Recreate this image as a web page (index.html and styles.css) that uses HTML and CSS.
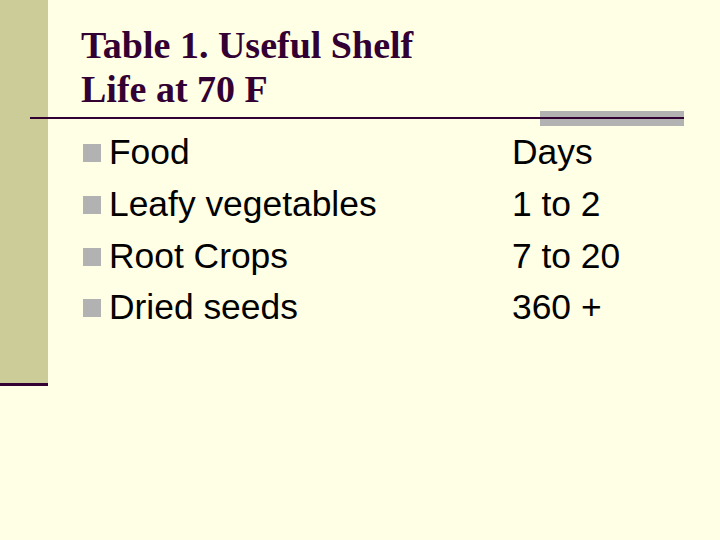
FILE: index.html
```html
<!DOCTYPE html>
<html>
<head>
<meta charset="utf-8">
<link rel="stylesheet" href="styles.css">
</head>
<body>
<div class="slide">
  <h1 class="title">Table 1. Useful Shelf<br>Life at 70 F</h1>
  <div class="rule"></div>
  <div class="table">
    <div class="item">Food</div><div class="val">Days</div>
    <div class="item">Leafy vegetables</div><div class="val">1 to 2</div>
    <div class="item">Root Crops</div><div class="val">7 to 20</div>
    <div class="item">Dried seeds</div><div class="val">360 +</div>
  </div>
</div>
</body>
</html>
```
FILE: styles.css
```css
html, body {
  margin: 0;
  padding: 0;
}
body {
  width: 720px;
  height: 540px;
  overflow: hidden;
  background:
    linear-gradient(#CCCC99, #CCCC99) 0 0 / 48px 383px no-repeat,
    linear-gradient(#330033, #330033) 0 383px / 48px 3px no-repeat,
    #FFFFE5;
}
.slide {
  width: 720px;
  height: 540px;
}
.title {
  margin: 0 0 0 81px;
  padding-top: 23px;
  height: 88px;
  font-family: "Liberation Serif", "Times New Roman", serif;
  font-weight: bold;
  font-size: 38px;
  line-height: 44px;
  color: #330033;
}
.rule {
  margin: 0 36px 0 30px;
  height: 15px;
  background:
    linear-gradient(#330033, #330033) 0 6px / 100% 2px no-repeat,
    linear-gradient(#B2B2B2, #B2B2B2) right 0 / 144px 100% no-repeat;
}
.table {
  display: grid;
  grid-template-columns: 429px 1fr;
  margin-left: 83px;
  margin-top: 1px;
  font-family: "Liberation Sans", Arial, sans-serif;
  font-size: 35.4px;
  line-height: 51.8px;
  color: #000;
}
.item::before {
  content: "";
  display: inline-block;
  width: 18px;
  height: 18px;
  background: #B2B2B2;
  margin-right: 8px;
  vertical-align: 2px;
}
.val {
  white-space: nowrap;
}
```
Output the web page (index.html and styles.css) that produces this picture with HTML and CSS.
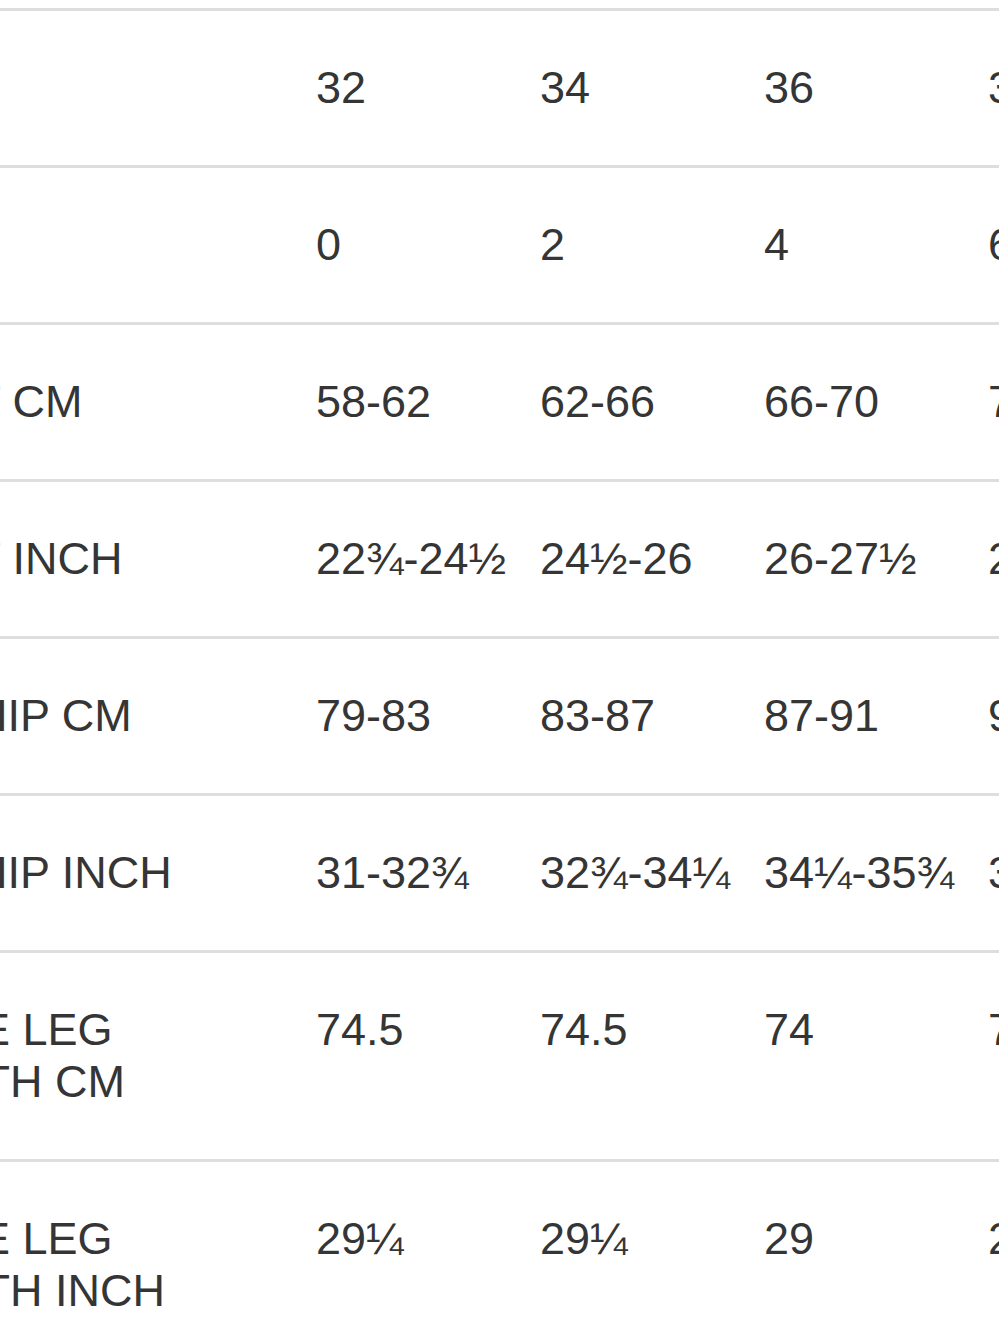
══════════
Directions for this task: Gather each line in the data that holds the string "styles".

The completed task:
Recreate this image as a web page (index.html and styles.css) that uses HTML and CSS.
<link rel="stylesheet" href="styles.css">
FILE: styles.css
Output the web page (index.html and styles.css) that produces this picture with HTML and CSS.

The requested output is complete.